(A block of data)
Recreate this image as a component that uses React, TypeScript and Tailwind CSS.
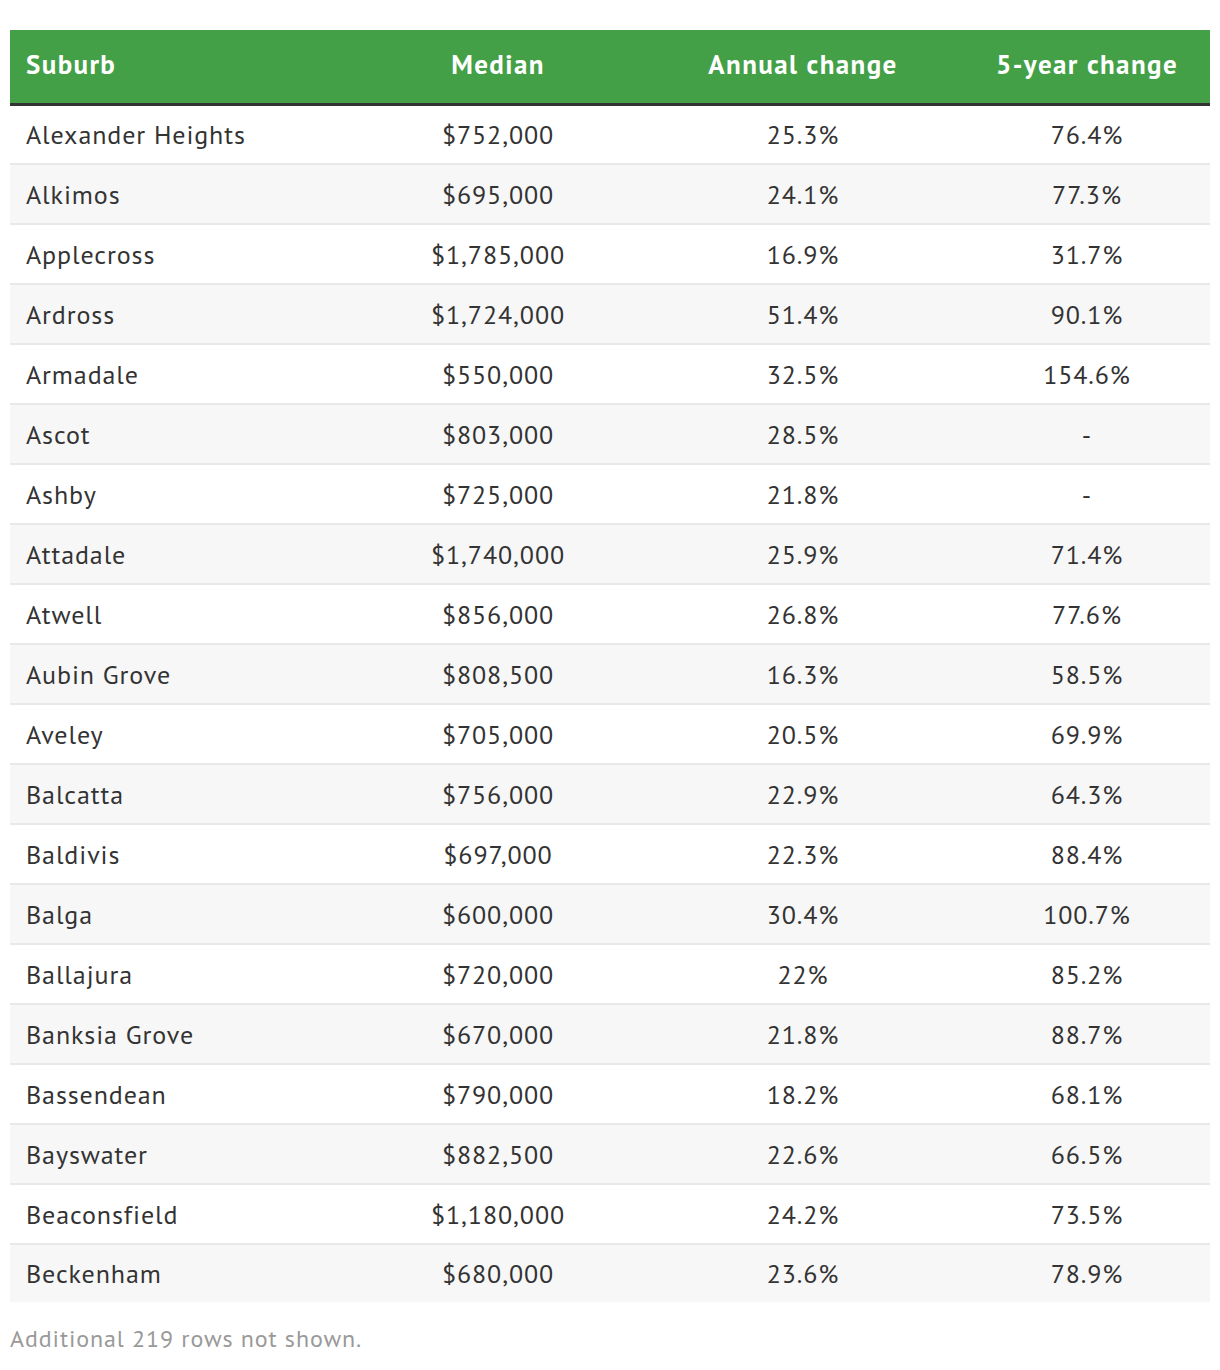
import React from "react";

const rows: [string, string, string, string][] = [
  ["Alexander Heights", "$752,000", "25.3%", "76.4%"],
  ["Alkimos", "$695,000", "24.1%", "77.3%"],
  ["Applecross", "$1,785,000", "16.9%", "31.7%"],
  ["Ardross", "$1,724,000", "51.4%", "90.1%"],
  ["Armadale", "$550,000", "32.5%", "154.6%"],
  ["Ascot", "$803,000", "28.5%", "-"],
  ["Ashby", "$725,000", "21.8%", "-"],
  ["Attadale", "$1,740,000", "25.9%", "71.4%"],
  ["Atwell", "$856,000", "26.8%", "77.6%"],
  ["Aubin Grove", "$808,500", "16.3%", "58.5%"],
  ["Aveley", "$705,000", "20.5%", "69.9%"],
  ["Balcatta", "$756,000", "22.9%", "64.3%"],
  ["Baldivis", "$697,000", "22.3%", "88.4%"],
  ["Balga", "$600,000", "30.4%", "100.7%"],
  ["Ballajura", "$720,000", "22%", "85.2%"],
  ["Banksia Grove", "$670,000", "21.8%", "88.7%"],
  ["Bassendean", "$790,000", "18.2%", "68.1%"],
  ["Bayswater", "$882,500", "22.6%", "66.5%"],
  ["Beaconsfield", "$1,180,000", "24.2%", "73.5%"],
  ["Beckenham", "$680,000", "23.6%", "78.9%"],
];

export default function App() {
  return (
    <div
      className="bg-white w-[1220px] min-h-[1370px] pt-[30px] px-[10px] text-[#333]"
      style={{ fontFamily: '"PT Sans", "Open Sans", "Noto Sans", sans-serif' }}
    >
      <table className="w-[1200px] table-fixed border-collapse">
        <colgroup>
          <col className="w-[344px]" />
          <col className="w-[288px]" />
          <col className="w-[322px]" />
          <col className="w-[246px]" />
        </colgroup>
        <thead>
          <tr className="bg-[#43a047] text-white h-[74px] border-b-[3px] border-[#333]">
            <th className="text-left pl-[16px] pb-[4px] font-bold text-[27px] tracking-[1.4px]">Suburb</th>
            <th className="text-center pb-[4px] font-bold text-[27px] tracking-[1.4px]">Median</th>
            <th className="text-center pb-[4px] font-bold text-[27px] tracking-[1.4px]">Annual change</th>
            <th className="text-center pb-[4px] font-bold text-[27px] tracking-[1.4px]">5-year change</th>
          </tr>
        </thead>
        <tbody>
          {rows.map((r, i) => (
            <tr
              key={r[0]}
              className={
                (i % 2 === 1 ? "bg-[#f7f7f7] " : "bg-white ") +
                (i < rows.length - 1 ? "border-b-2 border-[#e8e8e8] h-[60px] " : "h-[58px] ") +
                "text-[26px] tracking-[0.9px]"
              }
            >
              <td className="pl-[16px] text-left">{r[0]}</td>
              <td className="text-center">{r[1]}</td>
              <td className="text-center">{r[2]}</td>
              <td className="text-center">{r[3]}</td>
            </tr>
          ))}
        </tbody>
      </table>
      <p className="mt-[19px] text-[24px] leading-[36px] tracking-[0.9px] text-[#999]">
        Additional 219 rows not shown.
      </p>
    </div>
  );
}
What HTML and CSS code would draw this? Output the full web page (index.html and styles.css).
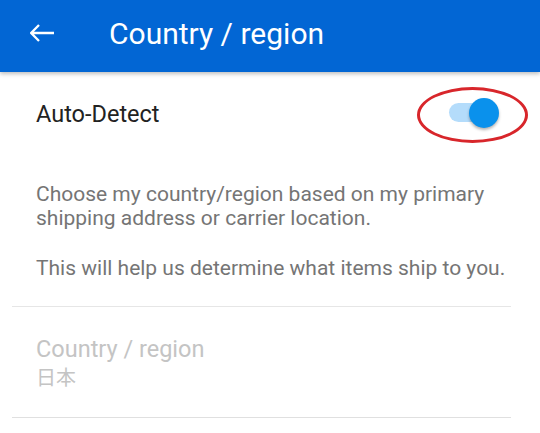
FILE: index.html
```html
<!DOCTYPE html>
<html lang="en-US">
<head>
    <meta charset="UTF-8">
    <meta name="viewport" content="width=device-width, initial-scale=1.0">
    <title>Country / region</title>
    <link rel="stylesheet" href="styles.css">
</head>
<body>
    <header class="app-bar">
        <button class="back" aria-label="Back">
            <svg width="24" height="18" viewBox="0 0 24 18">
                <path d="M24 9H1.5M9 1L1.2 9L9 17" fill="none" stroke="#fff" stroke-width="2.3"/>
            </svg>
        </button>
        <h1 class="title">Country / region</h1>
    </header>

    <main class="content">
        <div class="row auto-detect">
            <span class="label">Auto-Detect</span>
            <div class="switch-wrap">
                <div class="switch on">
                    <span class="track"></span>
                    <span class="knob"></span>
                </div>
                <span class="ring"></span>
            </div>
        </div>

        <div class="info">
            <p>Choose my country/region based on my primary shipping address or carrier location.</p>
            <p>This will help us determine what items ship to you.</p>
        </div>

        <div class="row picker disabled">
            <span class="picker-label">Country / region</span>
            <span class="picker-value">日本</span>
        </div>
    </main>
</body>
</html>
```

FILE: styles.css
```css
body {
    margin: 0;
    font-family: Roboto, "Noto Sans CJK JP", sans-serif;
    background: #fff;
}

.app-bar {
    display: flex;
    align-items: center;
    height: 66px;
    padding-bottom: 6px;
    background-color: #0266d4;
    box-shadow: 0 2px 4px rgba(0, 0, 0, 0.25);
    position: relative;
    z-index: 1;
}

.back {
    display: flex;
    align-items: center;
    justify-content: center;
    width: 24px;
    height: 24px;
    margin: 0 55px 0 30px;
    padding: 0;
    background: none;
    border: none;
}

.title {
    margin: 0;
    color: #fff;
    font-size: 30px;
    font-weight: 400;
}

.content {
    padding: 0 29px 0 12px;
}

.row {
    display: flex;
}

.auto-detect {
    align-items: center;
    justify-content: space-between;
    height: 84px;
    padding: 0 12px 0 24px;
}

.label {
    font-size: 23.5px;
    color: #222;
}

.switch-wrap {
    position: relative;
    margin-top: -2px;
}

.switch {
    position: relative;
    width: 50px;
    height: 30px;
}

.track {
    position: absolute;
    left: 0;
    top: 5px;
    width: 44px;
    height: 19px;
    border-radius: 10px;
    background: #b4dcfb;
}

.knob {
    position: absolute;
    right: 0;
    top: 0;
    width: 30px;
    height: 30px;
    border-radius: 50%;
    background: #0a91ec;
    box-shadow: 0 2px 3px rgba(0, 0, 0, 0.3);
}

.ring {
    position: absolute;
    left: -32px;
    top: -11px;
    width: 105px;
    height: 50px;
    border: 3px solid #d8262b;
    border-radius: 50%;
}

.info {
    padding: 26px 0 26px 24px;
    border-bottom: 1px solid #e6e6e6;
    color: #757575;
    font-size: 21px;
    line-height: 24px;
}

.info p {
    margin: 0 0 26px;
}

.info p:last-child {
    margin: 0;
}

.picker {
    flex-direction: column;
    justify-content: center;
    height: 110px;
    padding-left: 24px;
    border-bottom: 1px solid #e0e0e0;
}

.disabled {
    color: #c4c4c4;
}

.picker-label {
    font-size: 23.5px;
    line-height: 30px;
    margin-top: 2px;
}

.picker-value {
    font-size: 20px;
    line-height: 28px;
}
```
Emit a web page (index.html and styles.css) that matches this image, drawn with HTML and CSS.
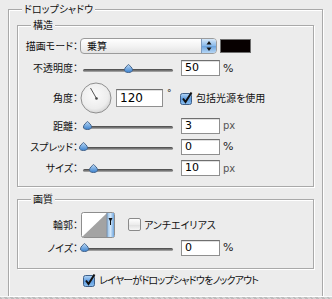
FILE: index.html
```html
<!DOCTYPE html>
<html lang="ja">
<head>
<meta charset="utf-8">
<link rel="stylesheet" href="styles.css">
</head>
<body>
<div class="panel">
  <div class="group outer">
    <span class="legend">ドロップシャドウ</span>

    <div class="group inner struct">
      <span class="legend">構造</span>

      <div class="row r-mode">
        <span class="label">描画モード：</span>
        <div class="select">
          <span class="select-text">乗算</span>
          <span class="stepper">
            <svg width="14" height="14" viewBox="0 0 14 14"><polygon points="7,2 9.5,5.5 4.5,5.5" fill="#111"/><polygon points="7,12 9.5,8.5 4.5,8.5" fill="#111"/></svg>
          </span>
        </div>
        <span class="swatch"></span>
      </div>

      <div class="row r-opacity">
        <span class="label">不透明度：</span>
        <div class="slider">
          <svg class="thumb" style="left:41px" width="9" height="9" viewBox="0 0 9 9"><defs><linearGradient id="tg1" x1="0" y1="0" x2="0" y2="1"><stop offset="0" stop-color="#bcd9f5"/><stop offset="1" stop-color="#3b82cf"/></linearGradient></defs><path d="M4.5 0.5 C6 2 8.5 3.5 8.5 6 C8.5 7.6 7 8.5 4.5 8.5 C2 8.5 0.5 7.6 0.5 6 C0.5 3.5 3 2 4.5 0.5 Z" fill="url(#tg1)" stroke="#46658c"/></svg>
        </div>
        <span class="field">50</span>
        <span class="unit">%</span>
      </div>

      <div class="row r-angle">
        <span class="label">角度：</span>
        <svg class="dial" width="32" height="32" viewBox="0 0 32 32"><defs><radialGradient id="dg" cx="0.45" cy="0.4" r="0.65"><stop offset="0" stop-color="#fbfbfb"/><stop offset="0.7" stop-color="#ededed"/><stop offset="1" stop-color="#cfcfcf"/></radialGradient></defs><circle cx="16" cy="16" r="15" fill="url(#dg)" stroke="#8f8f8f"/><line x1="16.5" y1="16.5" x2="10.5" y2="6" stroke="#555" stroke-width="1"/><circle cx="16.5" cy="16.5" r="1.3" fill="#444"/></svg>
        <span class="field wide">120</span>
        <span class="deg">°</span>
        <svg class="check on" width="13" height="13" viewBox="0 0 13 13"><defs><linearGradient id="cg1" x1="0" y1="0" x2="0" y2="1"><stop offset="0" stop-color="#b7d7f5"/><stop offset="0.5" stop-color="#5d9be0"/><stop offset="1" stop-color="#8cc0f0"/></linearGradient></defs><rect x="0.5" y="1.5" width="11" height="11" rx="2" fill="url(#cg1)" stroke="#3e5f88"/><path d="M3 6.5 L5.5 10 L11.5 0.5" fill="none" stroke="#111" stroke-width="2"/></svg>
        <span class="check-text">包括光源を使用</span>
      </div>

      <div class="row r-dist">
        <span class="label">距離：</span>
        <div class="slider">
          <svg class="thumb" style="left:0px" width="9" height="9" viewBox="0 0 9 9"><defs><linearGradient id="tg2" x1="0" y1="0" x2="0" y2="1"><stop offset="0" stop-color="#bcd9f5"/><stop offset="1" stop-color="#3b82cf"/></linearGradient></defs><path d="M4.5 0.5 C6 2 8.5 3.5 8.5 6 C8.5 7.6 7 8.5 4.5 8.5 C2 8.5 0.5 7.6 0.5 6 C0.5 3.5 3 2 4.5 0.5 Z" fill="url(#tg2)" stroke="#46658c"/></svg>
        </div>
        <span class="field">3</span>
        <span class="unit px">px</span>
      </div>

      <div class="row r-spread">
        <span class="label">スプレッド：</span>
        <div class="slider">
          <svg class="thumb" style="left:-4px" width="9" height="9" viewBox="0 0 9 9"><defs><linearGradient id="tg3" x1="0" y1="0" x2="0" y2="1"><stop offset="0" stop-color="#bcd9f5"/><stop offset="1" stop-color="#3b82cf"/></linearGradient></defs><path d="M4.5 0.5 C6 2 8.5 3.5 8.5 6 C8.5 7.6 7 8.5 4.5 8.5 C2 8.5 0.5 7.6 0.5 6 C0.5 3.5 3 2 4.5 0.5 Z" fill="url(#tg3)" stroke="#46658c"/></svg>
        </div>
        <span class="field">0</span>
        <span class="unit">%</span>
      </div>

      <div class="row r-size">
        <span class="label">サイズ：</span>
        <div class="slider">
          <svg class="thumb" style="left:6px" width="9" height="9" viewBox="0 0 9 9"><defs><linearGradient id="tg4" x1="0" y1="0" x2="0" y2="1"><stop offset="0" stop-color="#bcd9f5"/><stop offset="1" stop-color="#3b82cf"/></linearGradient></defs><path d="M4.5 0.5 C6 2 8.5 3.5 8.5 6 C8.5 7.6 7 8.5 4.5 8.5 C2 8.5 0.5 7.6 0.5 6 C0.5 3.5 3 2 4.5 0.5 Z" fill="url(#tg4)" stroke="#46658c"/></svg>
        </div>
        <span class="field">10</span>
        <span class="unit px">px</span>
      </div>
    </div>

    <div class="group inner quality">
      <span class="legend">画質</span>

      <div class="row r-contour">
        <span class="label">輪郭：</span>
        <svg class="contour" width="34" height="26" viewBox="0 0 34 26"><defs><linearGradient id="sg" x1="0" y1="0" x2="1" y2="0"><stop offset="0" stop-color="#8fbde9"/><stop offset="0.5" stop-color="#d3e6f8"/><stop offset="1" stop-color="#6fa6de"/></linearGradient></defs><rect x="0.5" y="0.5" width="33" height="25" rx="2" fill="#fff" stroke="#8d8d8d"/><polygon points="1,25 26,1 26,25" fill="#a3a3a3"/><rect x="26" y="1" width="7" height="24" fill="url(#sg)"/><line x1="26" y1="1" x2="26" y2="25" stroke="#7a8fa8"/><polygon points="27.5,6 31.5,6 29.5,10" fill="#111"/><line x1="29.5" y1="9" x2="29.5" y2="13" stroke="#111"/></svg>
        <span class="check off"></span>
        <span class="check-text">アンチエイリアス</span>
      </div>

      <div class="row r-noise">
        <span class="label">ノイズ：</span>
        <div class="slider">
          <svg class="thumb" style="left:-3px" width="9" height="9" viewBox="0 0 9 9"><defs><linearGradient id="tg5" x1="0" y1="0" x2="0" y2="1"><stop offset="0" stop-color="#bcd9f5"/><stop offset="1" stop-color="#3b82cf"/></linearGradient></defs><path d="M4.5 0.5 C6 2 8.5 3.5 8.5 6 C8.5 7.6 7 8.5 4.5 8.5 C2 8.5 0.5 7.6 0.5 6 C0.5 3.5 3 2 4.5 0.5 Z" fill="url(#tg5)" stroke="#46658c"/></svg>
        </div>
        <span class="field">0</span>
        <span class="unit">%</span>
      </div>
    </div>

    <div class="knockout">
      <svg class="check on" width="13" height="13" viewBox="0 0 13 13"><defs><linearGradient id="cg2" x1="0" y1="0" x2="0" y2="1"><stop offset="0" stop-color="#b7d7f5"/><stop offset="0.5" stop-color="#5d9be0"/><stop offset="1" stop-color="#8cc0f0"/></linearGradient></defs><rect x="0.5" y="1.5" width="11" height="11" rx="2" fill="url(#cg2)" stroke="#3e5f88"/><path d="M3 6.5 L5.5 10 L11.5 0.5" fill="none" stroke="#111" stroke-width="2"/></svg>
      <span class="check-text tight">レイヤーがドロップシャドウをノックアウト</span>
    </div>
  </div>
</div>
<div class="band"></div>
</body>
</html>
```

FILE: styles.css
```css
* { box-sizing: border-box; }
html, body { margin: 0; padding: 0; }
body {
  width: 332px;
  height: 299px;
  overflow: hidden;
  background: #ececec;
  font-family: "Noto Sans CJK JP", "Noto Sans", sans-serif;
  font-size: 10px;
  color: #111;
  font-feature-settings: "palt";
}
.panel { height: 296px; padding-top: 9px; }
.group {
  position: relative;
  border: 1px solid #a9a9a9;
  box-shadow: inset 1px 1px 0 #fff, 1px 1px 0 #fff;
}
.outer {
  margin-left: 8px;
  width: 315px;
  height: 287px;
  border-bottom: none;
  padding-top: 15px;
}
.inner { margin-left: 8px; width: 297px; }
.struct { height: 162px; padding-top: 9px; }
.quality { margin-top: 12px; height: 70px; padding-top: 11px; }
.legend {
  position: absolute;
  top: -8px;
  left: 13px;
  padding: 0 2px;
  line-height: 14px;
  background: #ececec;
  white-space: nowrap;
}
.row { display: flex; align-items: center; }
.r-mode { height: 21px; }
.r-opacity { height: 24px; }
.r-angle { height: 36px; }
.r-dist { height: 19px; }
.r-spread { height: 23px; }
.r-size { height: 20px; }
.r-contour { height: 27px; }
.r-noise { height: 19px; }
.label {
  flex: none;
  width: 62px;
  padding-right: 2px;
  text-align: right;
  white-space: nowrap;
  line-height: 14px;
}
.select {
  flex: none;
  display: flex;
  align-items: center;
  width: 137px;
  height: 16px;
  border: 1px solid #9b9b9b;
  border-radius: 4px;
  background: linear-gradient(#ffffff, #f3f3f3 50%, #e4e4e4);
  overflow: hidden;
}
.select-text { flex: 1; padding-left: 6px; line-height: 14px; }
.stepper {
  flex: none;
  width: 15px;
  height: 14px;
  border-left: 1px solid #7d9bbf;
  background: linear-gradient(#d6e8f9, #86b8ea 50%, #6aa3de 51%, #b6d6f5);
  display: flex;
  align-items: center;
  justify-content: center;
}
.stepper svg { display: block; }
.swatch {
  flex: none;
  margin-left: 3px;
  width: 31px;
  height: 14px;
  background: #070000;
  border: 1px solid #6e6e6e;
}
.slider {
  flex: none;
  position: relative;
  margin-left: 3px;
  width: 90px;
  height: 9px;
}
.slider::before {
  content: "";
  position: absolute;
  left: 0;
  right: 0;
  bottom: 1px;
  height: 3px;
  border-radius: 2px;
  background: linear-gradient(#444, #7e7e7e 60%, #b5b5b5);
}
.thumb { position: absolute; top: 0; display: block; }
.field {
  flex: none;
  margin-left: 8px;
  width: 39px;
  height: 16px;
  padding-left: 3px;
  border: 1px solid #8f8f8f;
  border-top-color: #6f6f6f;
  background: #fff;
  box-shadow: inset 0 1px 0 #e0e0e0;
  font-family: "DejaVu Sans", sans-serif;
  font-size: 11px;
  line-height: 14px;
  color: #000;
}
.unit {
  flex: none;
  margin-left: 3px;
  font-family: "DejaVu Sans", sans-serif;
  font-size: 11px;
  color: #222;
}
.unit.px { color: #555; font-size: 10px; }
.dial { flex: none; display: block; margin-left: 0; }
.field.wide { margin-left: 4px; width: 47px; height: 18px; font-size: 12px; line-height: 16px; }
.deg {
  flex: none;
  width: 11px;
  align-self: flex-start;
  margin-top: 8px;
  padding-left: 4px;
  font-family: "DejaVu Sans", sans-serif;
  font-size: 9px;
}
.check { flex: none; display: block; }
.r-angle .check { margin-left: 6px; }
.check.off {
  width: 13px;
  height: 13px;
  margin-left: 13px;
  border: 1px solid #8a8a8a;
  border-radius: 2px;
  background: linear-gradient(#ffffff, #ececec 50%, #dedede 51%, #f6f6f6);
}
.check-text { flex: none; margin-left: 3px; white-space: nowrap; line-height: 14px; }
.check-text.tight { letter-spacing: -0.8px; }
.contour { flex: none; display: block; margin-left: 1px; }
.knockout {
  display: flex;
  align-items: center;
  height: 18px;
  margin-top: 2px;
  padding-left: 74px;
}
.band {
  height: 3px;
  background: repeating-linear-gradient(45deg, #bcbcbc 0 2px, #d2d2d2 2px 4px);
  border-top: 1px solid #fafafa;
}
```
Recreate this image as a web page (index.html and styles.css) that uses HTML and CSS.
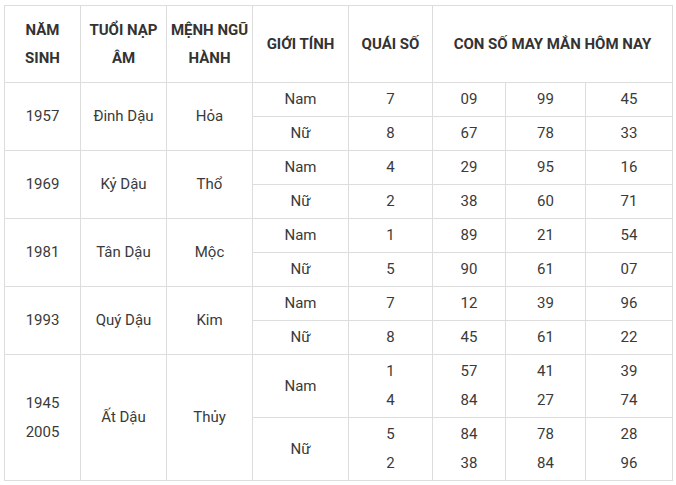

#### Set exercise
Restate the lines of the records exactly, starting at the first and stopping after the line with "import React from". Leave out any picture.

#### Task output
Recreate this image as a component that uses React, TypeScript and Tailwind CSS.
import React from "react";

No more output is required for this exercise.